Input material »
────────────────────

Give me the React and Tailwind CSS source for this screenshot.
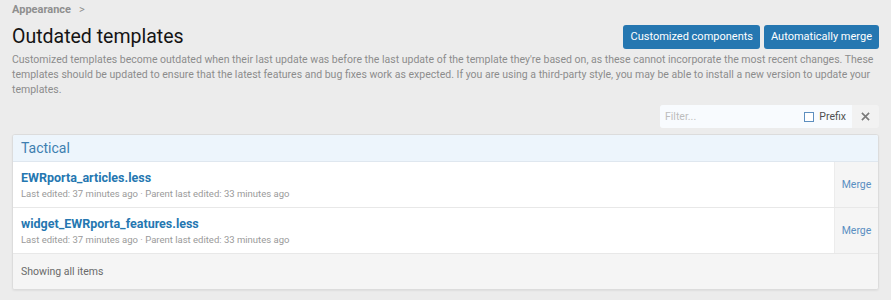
import React from 'react';

const rows = [
    { name: 'EWRporta_articles.less' },
    { name: 'widget_EWRporta_features.less' },
];

const App = () => {
    return (
        <div className="h-[300px] w-[891px] overflow-hidden bg-[#ececec] px-3 font-['Roboto',sans-serif] text-[#141414]">
            <div className="flex h-[20px] items-center gap-2 pt-px text-[11px] font-bold text-[#8f8f8f]">
                <span>Appearance</span>
                <span className="font-normal">&gt;</span>
            </div>
            <div className="mt-[3px] flex items-center justify-between">
                <h1 className="text-[19.5px] leading-[28px]">Outdated templates</h1>
                <div className="flex gap-1">
                    <button className="h-[24px] rounded-[3px] bg-[#2577b1] px-[7px] text-[11px] text-white">
                        Customized components
                    </button>
                    <button className="h-[24px] rounded-[3px] bg-[#2577b1] px-[7px] text-[11px] text-white">
                        Automatically merge
                    </button>
                </div>
            </div>
            <p className="mt-[1px] text-[10.5px] leading-[15px] text-[#8c8c8c]">
                Customized templates become outdated when their last update was before the last update of the template they're based on, as these cannot incorporate the most recent changes. These templates should be updated to ensure that the latest features and bug fixes work as expected. If you are using a third-party style, you may be able to install a new version to update your templates.
            </p>
            <div className="mt-[8px] flex justify-end">
                <div className="flex h-[23px] w-[219px] overflow-hidden rounded-[3px] bg-[#f2f2f2] text-[10.5px]">
                    <div className="flex flex-1 items-center bg-[#f8fbfe] px-[5px] text-[#bdbdbd]">Filter...</div>
                    <label className="flex items-center gap-[5px] bg-[#f8fbfe] px-[6px] text-[#505050]">
                        <span className="h-[10px] w-[10px] border border-[#5d8fbf] bg-white" />
                        Prefix
                    </label>
                    <div className="flex w-[27px] items-center justify-center text-[#7a7a7a]">
                        <svg width="9" height="9" viewBox="0 0 10 10" stroke="currentColor" strokeWidth="1.8">
                            <path d="M1 1l8 8M9 1l-8 8" />
                        </svg>
                    </div>
                </div>
            </div>
            <div className="mt-[6px] overflow-hidden rounded-[3px] border border-[#dcdcdc] bg-white shadow-[0_1px_2px_rgba(0,0,0,0.06)]">
                <div className="flex h-[27px] items-center border-b border-[#dfe7ef] bg-[#edf5fc] px-2 text-[14px] text-[#3e7fb0]">
                    Tactical
                </div>
                {rows.map(row => (
                    <div className="flex h-[46px] border-b border-[#e8e8e8]" key={row.name}>
                        <div className="flex flex-1 flex-col justify-center px-2 pt-px">
                            <div className="text-[12.5px] font-bold leading-[16px] text-[#2577b1]">{row.name}</div>
                            <div className="text-[9.5px] leading-[15px] text-[#9a9a9a]">
                                Last edited: 37 minutes ago · Parent last edited: 33 minutes ago
                            </div>
                        </div>
                        <div className="flex w-[44px] items-center justify-center border-l border-[#ececec] bg-[#f5f5f5] text-[10.5px] text-[#5a8fc2]">
                            Merge
                        </div>
                    </div>
                ))}
                <div className="flex h-[35px] items-center bg-[#f5f5f5] px-2 text-[10.5px] text-[#6a6a6a]">
                    Showing all items
                </div>
            </div>
        </div>
    );
};

export default App;
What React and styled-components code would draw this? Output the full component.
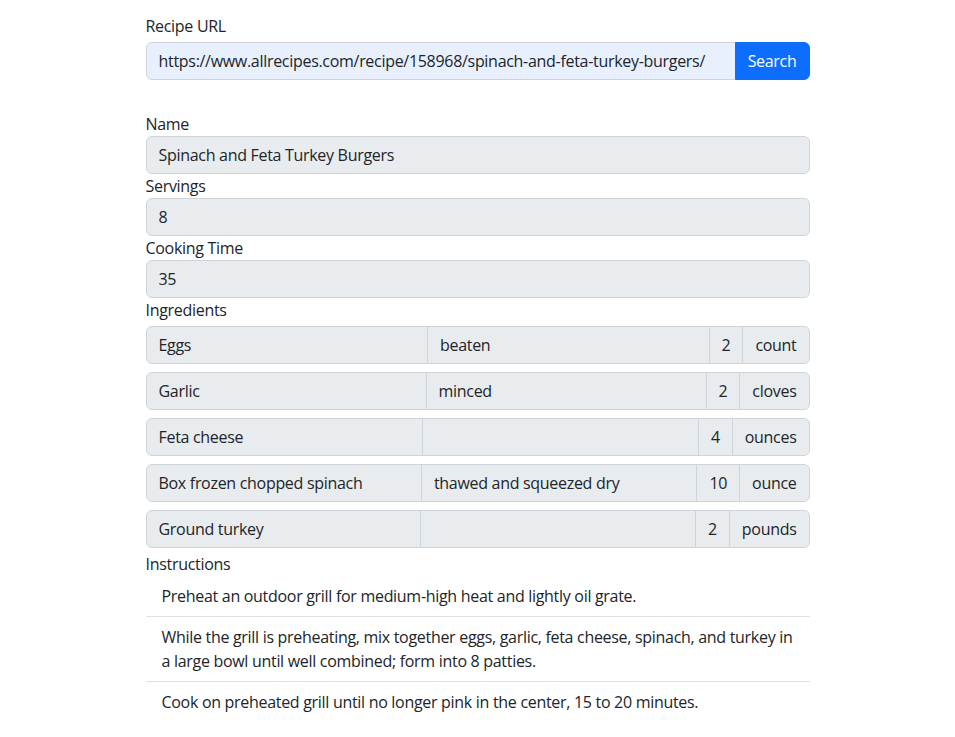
import React from "react";
import styled, { createGlobalStyle } from "styled-components";

const GlobalStyle = createGlobalStyle`
  * { box-sizing: border-box; }
  body {
    margin: 0;
    background: #fff;
    color: #212529;
    font-family: "Open Sans", "Noto Sans", sans-serif;
    font-size: 16px;
    line-height: 24px;
    letter-spacing: -0.3px;
  }
`;

const Container = styled.div`
  width: 664px;
  margin: 0 auto;
  padding-top: 14px;
  display: flex;
  flex-direction: column;
`;

const SearchForm = styled.form`
  display: flex;
  flex-direction: column;
  margin-bottom: 32px;
`;

const Label = styled.label`
  display: block;
  line-height: 24px;
  margin-bottom: ${(p) => p.$gap || 0}px;
`;

const InputGroup = styled.div`
  display: flex;
  align-items: stretch;
  width: 100%;
  margin: ${(p) => p.$margin || "0"};
`;

const Input = styled.input`
  display: block;
  flex: 1 1 auto;
  width: 1%;
  min-width: 0;
  height: 38px;
  padding: 6px 12px;
  font: inherit;
  letter-spacing: inherit;
  color: #212529;
  background: ${(p) => (p.$autofill ? "#e8f0fe" : "#e9ecef")};
  border: 1px solid #ced4da;
  border-radius: 6px;
  outline: none;
  &:not(:first-child) {
    margin-left: -1px;
    border-top-left-radius: 0;
    border-bottom-left-radius: 0;
  }
  &:not(:last-child) {
    border-top-right-radius: 0;
    border-bottom-right-radius: 0;
  }
`;

const Addon = styled.span`
  display: flex;
  align-items: center;
  padding: 6px 12px;
  margin-left: -1px;
  background: #e9ecef;
  border: 1px solid #ced4da;
  white-space: nowrap;
  &:last-child {
    border-top-right-radius: 6px;
    border-bottom-right-radius: 6px;
  }
`;

const SearchButton = styled.button`
  height: 38px;
  padding: 6px 12px;
  font: inherit;
  letter-spacing: inherit;
  color: #fff;
  background: #0d6efd;
  border: 1px solid #0d6efd;
  border-radius: 0 6px 6px 0;
  margin-left: -1px;
  cursor: pointer;
`;

const RecipeForm = styled.div`
  display: flex;
  flex-direction: column;
`;

const List = styled.ul`
  list-style: none;
  margin: 0;
  padding: 0;
`;

const ListItem = styled.li`
  padding: 8px 16px;
  border-bottom: 1px solid #dee2e6;
  &:last-child {
    border-bottom: none;
  }
`;

const ingredients = [
  { name: "Eggs", note: "beaten", qty: "2", unit: "count" },
  { name: "Garlic", note: "minced", qty: "2", unit: "cloves" },
  { name: "Feta cheese", note: "", qty: "4", unit: "ounces" },
  { name: "Box frozen chopped spinach", note: "thawed and squeezed dry", qty: "10", unit: "ounce" },
  { name: "Ground turkey", note: "", qty: "2", unit: "pounds" },
];

const instructions = [
  "Preheat an outdoor grill for medium-high heat and lightly oil grate.",
  "While the grill is preheating, mix together eggs, garlic, feta cheese, spinach, and turkey in a large bowl until well combined; form into 8 patties.",
  "Cook on preheated grill until no longer pink in the center, 15 to 20 minutes.",
];

const App = () => {
  return (
    <>
      <GlobalStyle />
      <Container>
        <SearchForm onSubmit={(e) => e.preventDefault()}>
          <Label $gap={4}>Recipe URL</Label>
          <InputGroup>
            <Input
              $autofill
              defaultValue="https://www.allrecipes.com/recipe/158968/spinach-and-feta-turkey-burgers/"
            />
            <SearchButton type="submit">Search</SearchButton>
          </InputGroup>
        </SearchForm>

        <RecipeForm>
          <Label>Name</Label>
          <InputGroup>
            <Input readOnly value="Spinach and Feta Turkey Burgers" />
          </InputGroup>
          <Label>Servings</Label>
          <InputGroup>
            <Input readOnly value="8" />
          </InputGroup>
          <Label>Cooking Time</Label>
          <InputGroup>
            <Input readOnly value="35" />
          </InputGroup>

          <Label>Ingredients</Label>
          {ingredients.map((ing) => (
            <InputGroup key={ing.name} $margin="4px 0">
              <Input readOnly value={ing.name} />
              <Input readOnly value={ing.note} />
              <Addon>{ing.qty}</Addon>
              <Addon>{ing.unit}</Addon>
            </InputGroup>
          ))}

          <Label>Instructions</Label>
          <List>
            {instructions.map((step) => (
              <ListItem key={step}>{step}</ListItem>
            ))}
          </List>
        </RecipeForm>
      </Container>
    </>
  );
};

export default App;
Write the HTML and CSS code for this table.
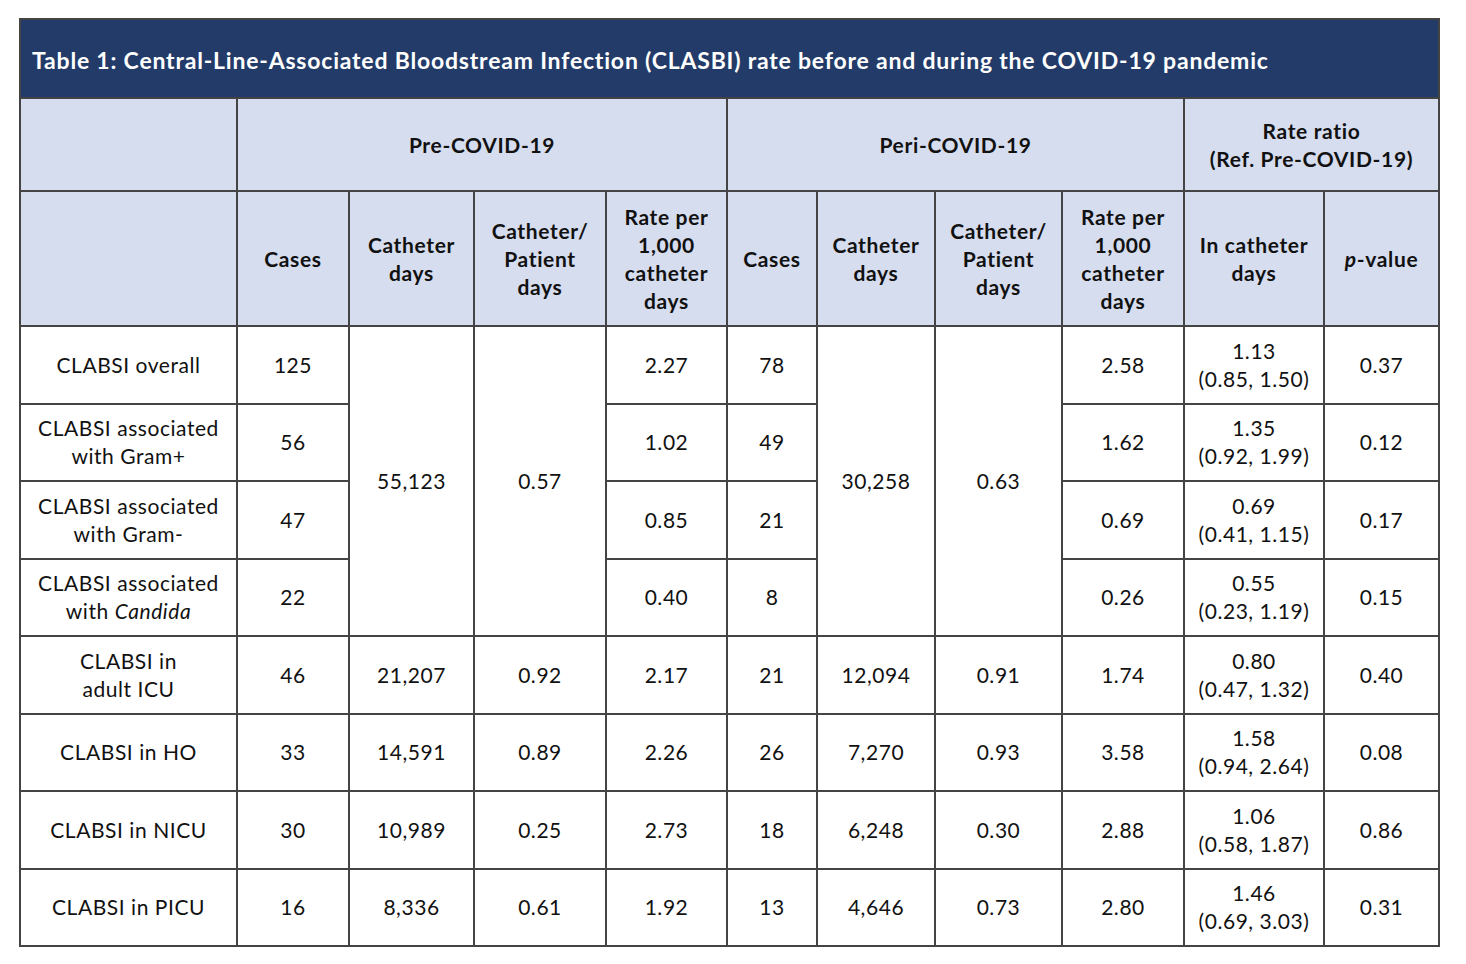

────────────────────

Given task » Could you reproduce every record above exactly, leaving out the pictures?

Full answer »
Give me the React and Tailwind CSS source for this screenshot.
import React from 'react';

const rows = [
    { name: 'EWRporta_articles.less' },
    { name: 'widget_EWRporta_features.less' },
];

const App = () => {
    return (
        <div className="h-[300px] w-[891px] overflow-hidden bg-[#ececec] px-3 font-['Roboto',sans-serif] text-[#141414]">
            <div className="flex h-[20px] items-center gap-2 pt-px text-[11px] font-bold text-[#8f8f8f]">
                <span>Appearance</span>
                <span className="font-normal">&gt;</span>
            </div>
            <div className="mt-[3px] flex items-center justify-between">
                <h1 className="text-[19.5px] leading-[28px]">Outdated templates</h1>
                <div className="flex gap-1">
                    <button className="h-[24px] rounded-[3px] bg-[#2577b1] px-[7px] text-[11px] text-white">
                        Customized components
                    </button>
                    <button className="h-[24px] rounded-[3px] bg-[#2577b1] px-[7px] text-[11px] text-white">
                        Automatically merge
                    </button>
                </div>
            </div>
            <p className="mt-[1px] text-[10.5px] leading-[15px] text-[#8c8c8c]">
                Customized templates become outdated when their last update was before the last update of the template they're based on, as these cannot incorporate the most recent changes. These templates should be updated to ensure that the latest features and bug fixes work as expected. If you are using a third-party style, you may be able to install a new version to update your templates.
            </p>
            <div className="mt-[8px] flex justify-end">
                <div className="flex h-[23px] w-[219px] overflow-hidden rounded-[3px] bg-[#f2f2f2] text-[10.5px]">
                    <div className="flex flex-1 items-center bg-[#f8fbfe] px-[5px] text-[#bdbdbd]">Filter...</div>
                    <label className="flex items-center gap-[5px] bg-[#f8fbfe] px-[6px] text-[#505050]">
                        <span className="h-[10px] w-[10px] border border-[#5d8fbf] bg-white" />
                        Prefix
                    </label>
                    <div className="flex w-[27px] items-center justify-center text-[#7a7a7a]">
                        <svg width="9" height="9" viewBox="0 0 10 10" stroke="currentColor" strokeWidth="1.8">
                            <path d="M1 1l8 8M9 1l-8 8" />
                        </svg>
                    </div>
                </div>
            </div>
            <div className="mt-[6px] overflow-hidden rounded-[3px] border border-[#dcdcdc] bg-white shadow-[0_1px_2px_rgba(0,0,0,0.06)]">
                <div className="flex h-[27px] items-center border-b border-[#dfe7ef] bg-[#edf5fc] px-2 text-[14px] text-[#3e7fb0]">
                    Tactical
                </div>
                {rows.map(row => (
                    <div className="flex h-[46px] border-b border-[#e8e8e8]" key={row.name}>
                        <div className="flex flex-1 flex-col justify-center px-2 pt-px">
                            <div className="text-[12.5px] font-bold leading-[16px] text-[#2577b1]">{row.name}</div>
                            <div className="text-[9.5px] leading-[15px] text-[#9a9a9a]">
                                Last edited: 37 minutes ago · Parent last edited: 33 minutes ago
                            </div>
                        </div>
                        <div className="flex w-[44px] items-center justify-center border-l border-[#ececec] bg-[#f5f5f5] text-[10.5px] text-[#5a8fc2]">
                            Merge
                        </div>
                    </div>
                ))}
                <div className="flex h-[35px] items-center bg-[#f5f5f5] px-2 text-[10.5px] text-[#6a6a6a]">
                    Showing all items
                </div>
            </div>
        </div>
    );
};

export default App;
What React and styled-components code would draw this? Output the full component.
import React from "react";
import styled, { createGlobalStyle } from "styled-components";

const GlobalStyle = createGlobalStyle`
  * { box-sizing: border-box; }
  body {
    margin: 0;
    background: #fff;
    color: #212529;
    font-family: "Open Sans", "Noto Sans", sans-serif;
    font-size: 16px;
    line-height: 24px;
    letter-spacing: -0.3px;
  }
`;

const Container = styled.div`
  width: 664px;
  margin: 0 auto;
  padding-top: 14px;
  display: flex;
  flex-direction: column;
`;

const SearchForm = styled.form`
  display: flex;
  flex-direction: column;
  margin-bottom: 32px;
`;

const Label = styled.label`
  display: block;
  line-height: 24px;
  margin-bottom: ${(p) => p.$gap || 0}px;
`;

const InputGroup = styled.div`
  display: flex;
  align-items: stretch;
  width: 100%;
  margin: ${(p) => p.$margin || "0"};
`;

const Input = styled.input`
  display: block;
  flex: 1 1 auto;
  width: 1%;
  min-width: 0;
  height: 38px;
  padding: 6px 12px;
  font: inherit;
  letter-spacing: inherit;
  color: #212529;
  background: ${(p) => (p.$autofill ? "#e8f0fe" : "#e9ecef")};
  border: 1px solid #ced4da;
  border-radius: 6px;
  outline: none;
  &:not(:first-child) {
    margin-left: -1px;
    border-top-left-radius: 0;
    border-bottom-left-radius: 0;
  }
  &:not(:last-child) {
    border-top-right-radius: 0;
    border-bottom-right-radius: 0;
  }
`;

const Addon = styled.span`
  display: flex;
  align-items: center;
  padding: 6px 12px;
  margin-left: -1px;
  background: #e9ecef;
  border: 1px solid #ced4da;
  white-space: nowrap;
  &:last-child {
    border-top-right-radius: 6px;
    border-bottom-right-radius: 6px;
  }
`;

const SearchButton = styled.button`
  height: 38px;
  padding: 6px 12px;
  font: inherit;
  letter-spacing: inherit;
  color: #fff;
  background: #0d6efd;
  border: 1px solid #0d6efd;
  border-radius: 0 6px 6px 0;
  margin-left: -1px;
  cursor: pointer;
`;

const RecipeForm = styled.div`
  display: flex;
  flex-direction: column;
`;

const List = styled.ul`
  list-style: none;
  margin: 0;
  padding: 0;
`;

const ListItem = styled.li`
  padding: 8px 16px;
  border-bottom: 1px solid #dee2e6;
  &:last-child {
    border-bottom: none;
  }
`;

const ingredients = [
  { name: "Eggs", note: "beaten", qty: "2", unit: "count" },
  { name: "Garlic", note: "minced", qty: "2", unit: "cloves" },
  { name: "Feta cheese", note: "", qty: "4", unit: "ounces" },
  { name: "Box frozen chopped spinach", note: "thawed and squeezed dry", qty: "10", unit: "ounce" },
  { name: "Ground turkey", note: "", qty: "2", unit: "pounds" },
];

const instructions = [
  "Preheat an outdoor grill for medium-high heat and lightly oil grate.",
  "While the grill is preheating, mix together eggs, garlic, feta cheese, spinach, and turkey in a large bowl until well combined; form into 8 patties.",
  "Cook on preheated grill until no longer pink in the center, 15 to 20 minutes.",
];

const App = () => {
  return (
    <>
      <GlobalStyle />
      <Container>
        <SearchForm onSubmit={(e) => e.preventDefault()}>
          <Label $gap={4}>Recipe URL</Label>
          <InputGroup>
            <Input
              $autofill
              defaultValue="https://www.allrecipes.com/recipe/158968/spinach-and-feta-turkey-burgers/"
            />
            <SearchButton type="submit">Search</SearchButton>
          </InputGroup>
        </SearchForm>

        <RecipeForm>
          <Label>Name</Label>
          <InputGroup>
            <Input readOnly value="Spinach and Feta Turkey Burgers" />
          </InputGroup>
          <Label>Servings</Label>
          <InputGroup>
            <Input readOnly value="8" />
          </InputGroup>
          <Label>Cooking Time</Label>
          <InputGroup>
            <Input readOnly value="35" />
          </InputGroup>

          <Label>Ingredients</Label>
          {ingredients.map((ing) => (
            <InputGroup key={ing.name} $margin="4px 0">
              <Input readOnly value={ing.name} />
              <Input readOnly value={ing.note} />
              <Addon>{ing.qty}</Addon>
              <Addon>{ing.unit}</Addon>
            </InputGroup>
          ))}

          <Label>Instructions</Label>
          <List>
            {instructions.map((step) => (
              <ListItem key={step}>{step}</ListItem>
            ))}
          </List>
        </RecipeForm>
      </Container>
    </>
  );
};

export default App;
Write the HTML and CSS code for this table.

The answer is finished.